(Mc 1,14-20. TCB, III)

Pe. Mairon Gavlik Mendes, LC

Charles Péguy fala de modo muito acertado sobre as virtudes teologais em seu livro Os portais do mistério da segunda virtude”. As vê como três irmãs caminhando de mãos dadas. A fé é a irmã “casada”, cujo andar discreto e compenetrado pelo caminho evoca a fidelidade esponsal. A caridade caminha ao seu lado; é mãe de muitos filhos, a que dá frutos e cujo andar é amoroso e fecundo. A esperança vai entre as duas irmãs mais velhas; é a menos visível e, talvez, a mais esquecida, mas é aquela que em certos momentos da vida toma a dianteira. Podemos pensar que as irmãs mais velhas cuidam e conduzem a pequena. Mas se olharmos com mais atenção, vemos que “é ela, que está no meio, quem conduz suas irmãs grandes. E que sem ela, elas – as irmãs grandes – não seriam nada, somente duas mulheres já idosas, enrugadas pela vida”. A menor, a esperança, conduz a fé, a caridade e a alegria também: a alegria é sustentada, é mantida em todas as circunstâncias, especialmente na paciência pela esperança.

«[A esperança] obriga-nos a recomeçar dezenas de vezes a mesma coisa./ Ou ir dezenas de vezes pelo mesmo caminho./ E que é normalmente o caminho da decepção./ (Terrena.)/ Mas para ela é igual.
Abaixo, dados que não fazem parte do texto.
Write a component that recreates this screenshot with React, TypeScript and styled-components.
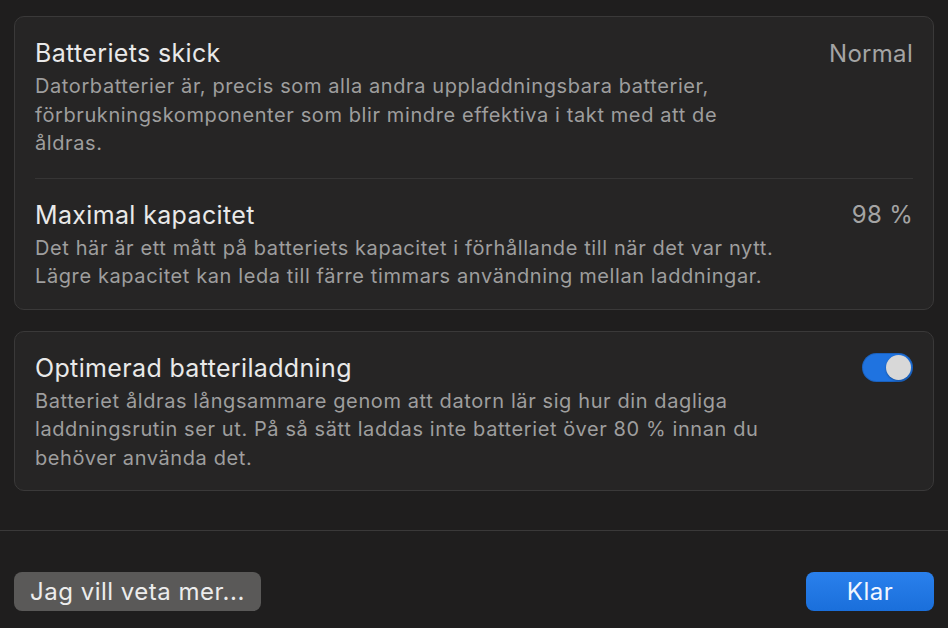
import styled, { createGlobalStyle } from "styled-components"

const GlobalStyle = createGlobalStyle`
  html, body {
    margin: 0;
    padding: 0;
    background: #1f1e1e;
  }
  body {
    font-family: Inter, "Noto Sans", "Liberation Sans", sans-serif;
    -webkit-font-smoothing: antialiased;
  }
`

type Row = {
  title: string
  value?: string
  toggle?: boolean
  lines: string[]
}

const health: Row[] = [
  {
    title: "Batteriets skick",
    value: "Normal",
    lines: [
      "Datorbatterier är, precis som alla andra uppladdningsbara batterier,",
      "förbrukningskomponenter som blir mindre effektiva i takt med att de",
      "åldras.",
    ],
  },
  {
    title: "Maximal kapacitet",
    value: "98 %",
    lines: [
      "Det här är ett mått på batteriets kapacitet i förhållande till när det var nytt.",
      "Lägre kapacitet kan leda till färre timmars användning mellan laddningar.",
    ],
  },
]

const charging: Row = {
  title: "Optimerad batteriladdning",
  toggle: true,
  lines: [
    "Batteriet åldras långsammare genom att datorn lär sig hur din dagliga",
    "laddningsrutin ser ut. På så sätt laddas inte batteriet över 80 % innan du",
    "behöver använda det.",
  ],
}

const SettingRow = ({ row }: { row: Row }) => (
  <StyledRow>
    <StyledHead>
      <StyledTitle>{row.title}</StyledTitle>
      {row.value && <StyledValue>{row.value}</StyledValue>}
      {row.toggle && (
        <StyledSwitch>
          <StyledKnob />
        </StyledSwitch>
      )}
    </StyledHead>
    <StyledDesc>
      {row.lines.map((l) => (
        <span key={l}>{l}</span>
      ))}
    </StyledDesc>
  </StyledRow>
)

export default function App() {
  return (
    <StyledWindow>
      <GlobalStyle />
      <StyledContent>
        <StyledCard>
          {health.map((r, i) => (
            <div key={r.title}>
              {i > 0 && <StyledDivider />}
              <SettingRow row={r} />
            </div>
          ))}
        </StyledCard>
        <StyledCard>
          <SettingRow row={charging} />
        </StyledCard>
      </StyledContent>
      <StyledFooter>
        <StyledButton>Jag vill veta mer...</StyledButton>
        <StyledButton $primary>Klar</StyledButton>
      </StyledFooter>
    </StyledWindow>
  )
}

const StyledWindow = styled.div`
  width: 948px;
  height: 628px;
  background: #1f1e1e;
  display: flex;
  flex-direction: column;
  overflow: hidden;
`

const StyledContent = styled.div`
  display: flex;
  flex-direction: column;
  gap: 21px;
  padding: 16px 14px 0 14px;
  height: 531px;
  box-sizing: border-box;
  border-bottom: 1px solid #3a3939;
`

const StyledCard = styled.section`
  background: #262525;
  border: 1px solid #3a3939;
  border-radius: 10px;
  padding: 0 20px;
`

const StyledRow = styled.div`
  padding: 21px 0 18px;
`

const StyledHead = styled.div`
  display: flex;
  align-items: center;
  justify-content: space-between;
  height: 30px;
`

const StyledTitle = styled.h2`
  margin: 0;
  font-size: 25px;
  line-height: 30px;
  font-weight: 400;
  letter-spacing: 0.35px;
  color: #e9e9e9;
`

const StyledValue = styled.span`
  font-size: 24px;
  letter-spacing: 0.3px;
  color: #a4a4a4;
`

const StyledSwitch = styled.div`
  width: 51px;
  height: 29px;
  border-radius: 15px;
  background: #1f73e0;
  display: flex;
  align-items: center;
  justify-content: flex-end;
  padding: 0 2px;
  box-sizing: border-box;
  box-shadow: inset 0 0 0 1px rgba(0, 0, 0, 0.15);
`

const StyledKnob = styled.span`
  width: 25px;
  height: 25px;
  border-radius: 50%;
  background: #d8d8d8;
  box-shadow: 0 1px 2px rgba(0, 0, 0, 0.3);
`

const StyledDesc = styled.p`
  margin: 4px 0 0;
  display: flex;
  flex-direction: column;
  font-size: 20px;
  line-height: 28.5px;
  letter-spacing: 0.6px;
  color: #9e9e9e;
`

const StyledDivider = styled.hr`
  margin: 2px 0 0;
  border: none;
  border-top: 1px solid #363535;
`

const StyledFooter = styled.div`
  display: flex;
  justify-content: space-between;
  align-items: center;
  padding: 41px 14px 0;
`

const StyledButton = styled.button<{ $primary?: boolean }>`
  height: 39px;
  border: none;
  border-radius: 8px;
  font-family: inherit;
  font-size: 24px;
  letter-spacing: 0.5px;
  color: ${(p) => (p.$primary ? "#f2f6ff" : "#ececec")};
  background: ${(p) => (p.$primary ? "linear-gradient(#2a80ec, #1a6fdb)" : "#5a5958")};
  padding: 0 16px;
  min-width: ${(p) => (p.$primary ? "128px" : "0")};
`
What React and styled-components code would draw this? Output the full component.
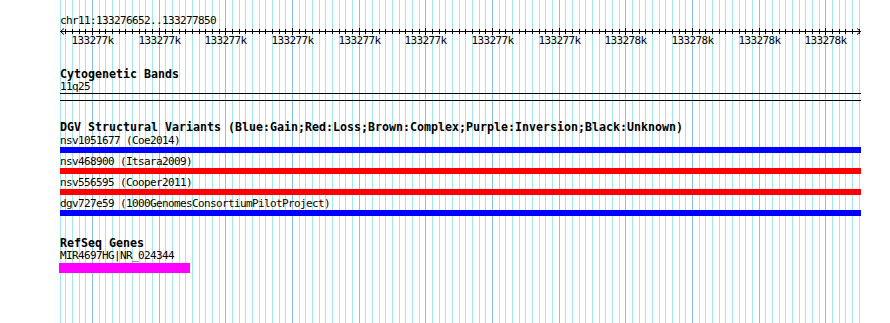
import React from "react";
import styled, { createGlobalStyle } from "styled-components";

const START = 133276652;
const END = 133277850;
const SCALE = 2 / 3;
const WIDTH = 801;

const toX = (bp) => (bp - START) * SCALE;

const gridStops = [];
for (let bp = Math.ceil(START / 10) * 10; bp <= END; bp += 10) {
  gridStops.push({ bp, x: Math.round(toX(bp)) + 0.5, major: bp % 100 === 0 });
}

const variants = [
  { name: "nsv1051677 (Coe2014)", color: "#0000ff" },
  { name: "nsv468900 (Itsara2009)", color: "#ff0000" },
  { name: "nsv556595 (Cooper2011)", color: "#ff0000" },
  { name: "dgv727e59 (1000GenomesConsortiumPilotProject)", color: "#0000ff" },
];

const GlobalStyle = createGlobalStyle`
  body {
    margin: 0;
    background: #ffffff;
  }
`;

const Page = styled.div`
  position: relative;
  width: 890px;
  height: 323px;
  overflow: hidden;
  box-sizing: border-box;
  padding-top: 15px;
  background: #ffffff;
  font-family: "DejaVu Sans Mono", "Liberation Mono", monospace;
  color: #000;
`;

const GridLayer = styled.svg`
  position: absolute;
  left: 60px;
  top: 0;
  z-index: 0;
`;

const Panel = styled.div`
  position: relative;
  z-index: 1;
  margin-left: 60px;
  width: ${WIDTH}px;
  display: flex;
  flex-direction: column;
`;

const SmallText = styled.div`
  position: relative;
  font-size: 11px;
  letter-spacing: -0.62px;
  line-height: 12px;
  height: 12px;
  white-space: pre;
  margin-top: ${(p) => p.$gap || 0}px;
`;

const TrackTitle = styled.div`
  font-weight: bold;
  font-size: 11.63px;
  line-height: 12px;
  height: 12px;
  white-space: pre;
  margin-top: ${(p) => p.$gap || 0}px;
`;

const Ruler = styled.svg`
  display: block;
  overflow: visible;
`;

const Band = styled.div`
  box-sizing: border-box;
  height: 8px;
  border-top: 1px solid #000;
  border-bottom: 1px solid #000;
`;

const VariantList = styled.div`
  display: flex;
  flex-direction: column;
  gap: 3px;
  margin-top: 2px;
`;

const Feature = styled.div`
  display: flex;
  flex-direction: column;
`;

const Bar = styled.div`
  height: ${(p) => p.$h}px;
  width: ${(p) => p.$w}px;
  margin-left: ${(p) => p.$offset || 0}px;
  margin-top: ${(p) => p.$top || 0}px;
  background: ${(p) => p.$color};
`;

const Grid = () => (
  <GridLayer width={WIDTH + 2} height={323} shapeRendering="crispEdges">
    <line x1="0.5" y1="0" x2="0.5" y2="323" stroke="#a2e6ee" />
    {gridStops.map((g) => (
      <line
        key={g.bp}
        x1={g.x}
        y1="0"
        x2={g.x}
        y2="323"
        stroke={g.major ? "#84c2ea" : "#a2e6ee"}
      />
    ))}
  </GridLayer>
);

const Scale = () => (
  <Ruler width={WIDTH} height={20}>
    <g stroke="#000" shapeRendering="crispEdges">
      <line x1="0" y1="4.5" x2={WIDTH} y2="4.5" />
      {gridStops.map((g) => (
        <line key={g.bp} x1={g.x} y1={g.major ? 1 : 2} x2={g.x} y2={g.major ? 8 : 7} />
      ))}
    </g>
    <g stroke="#000" fill="none">
      <polyline points="4,1.5 0.5,4.5 4,7.5" />
      <polyline points={`${WIDTH - 4},1.5 ${WIDTH - 0.5},4.5 ${WIDTH - 4},7.5`} />
    </g>
    <g
      fontFamily="DejaVu Sans Mono, Liberation Mono, monospace"
      fontSize="11"
      letterSpacing="-0.62"
      textAnchor="middle"
    >
      {gridStops
        .filter((g) => g.major)
        .map((g) => (
          <text key={g.bp} x={g.x} y="17">
            {Math.round(g.bp / 1000)}k
          </text>
        ))}
    </g>
  </Ruler>
);

export default function App() {
  return (
    <Page>
      <GlobalStyle />
      <Grid />
      <Panel>
        <SmallText>chr11:133276652..133277850</SmallText>
        <Scale />

        <TrackTitle $gap={21}>Cytogenetic Bands</TrackTitle>
        <SmallText $gap={1}>11q25</SmallText>
        <Band />

        <TrackTitle $gap={20}>
          DGV Structural Variants (Blue:Gain;Red:Loss;Brown:Complex;Purple:Inversion;Black:Unknown)
        </TrackTitle>
        <VariantList>
          {variants.map((v) => (
            <Feature key={v.name}>
              <SmallText>{v.name}</SmallText>
              <Bar $h={6} $w={WIDTH} $color={v.color} />
            </Feature>
          ))}
        </VariantList>

        <TrackTitle $gap={21}>RefSeq Genes</TrackTitle>
        <Feature>
          <SmallText $gap={1}>MIR4697HG|NR_024344</SmallText>
          <Bar $h={10} $w={131} $offset={-1} $top={1} $color="#ff00ff" />
        </Feature>
      </Panel>
    </Page>
  );
}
Ela é como uma criança./ Ela é uma criança./ Pouco lhe importa obrigar a gente adulta a fazer o caminho./ A sabedoria terrestre não é assunto dela./ Ela não calcula como nós calculamos./ Calcula, ou nem calcula, ela faz as contas sem se dar conta,/ tal qual uma criança./ Como alguém que tem a vida toda à sua frente./ E pouco lhe importa se nos obriga a caminhar./ Acha que somos todos iguais a ela./ Não tem em conta as nossas inquietações, os nossos trabalhos./ Limita-se a contar./ Acha que temos, como ela, a vida toda à nossa frente./ Como ela se engana! Como ela tem razão!/ Porque não temos a Vida toda à nossa frente./ A única que conta. A vida Eterna».

Completou-se o tempo e o Reino de Deus está próximo; fazei penitência e crede no Evangelho. Em outras traduções diz: se cumpriu o tempo e o Reino de Deus está próximo. É como se uma mãe dissesse: “finalmente chegou o tempo de dar à luz; a criança está “pronta”, vamos para o hospital. Convertei-vos e crede no Evangelho. Conversão e fé não estão separadas; vão juntas. É a fé quem nos abre a porta à salvação e nos convida a aceitar esta Boa-Nova, este Evangelho que nos diz: “Deus te ama e veio para te salvar; aceita seu amor, entra na sua amizade!”

Muitas vezes pensamos que nossa relação com Deus começa quando nos esforçamos para viver seus mandamentos; isto é bem assim. É o próprio Deus quem vem ao nosso encontro, quem dá o primeiro passo. Já dizia muito bem são João: Nisto consiste o amor: não em que nós tenhamos amado a Deus, mas em que ele nos amou e enviou seu Filho como expiação pelos nossos pecados (I Jo 4,10). No antigo Testamento, a conversão tinha uma ideia de retornar, de voltar sobre os próprios passos andado fora do caminho da aliança, da Lei do Senhor; mudar de vida para poder voltar à amizade com Deus. Jesus nos convida a algo diverso: não nos convida a voltar atrás; mais bem, convida-nos a ir além, a dar um passo mais, a acolher sua salvação, a iniciativa do Deus que veio para nos salvar. Deus quer nos elevar a uma maior liberdade e alegria.

É acolhendo a revelação divina com nossa inteligência e abandonando-nos confiadamente às mãos deste Pai amoroso o modo como nos apropriamos da sua promessa, a salvação. A conversão já não é somente não fazer as coisas erradas, mas sobretudo uma mudança no nosso modo de ver as coisas, de pensar e amar como Deus mesmo o faz. A mudança de vida é viver uma nova vida, a vida de Jesus. É a certeza do amor de Deus quem nos dá a liberdade para um novo estilo de vida, uma vida maior e mais plena. Acolhamos este convite que Jesus nos faz para viver como Ele viveu. Aprendamos destes primeiros apóstolos que deixando tudo, imediatamente, seguiram a Jesus. Peçamos que Jesus nos faça ver o mundo como Ele vê, a pensar e querer como Ele quer, a amar como Ele ama, pois Ele é amor. Que a confiança nos seu amor, nos mova a acolher sua promessa e viver sua mesma vida.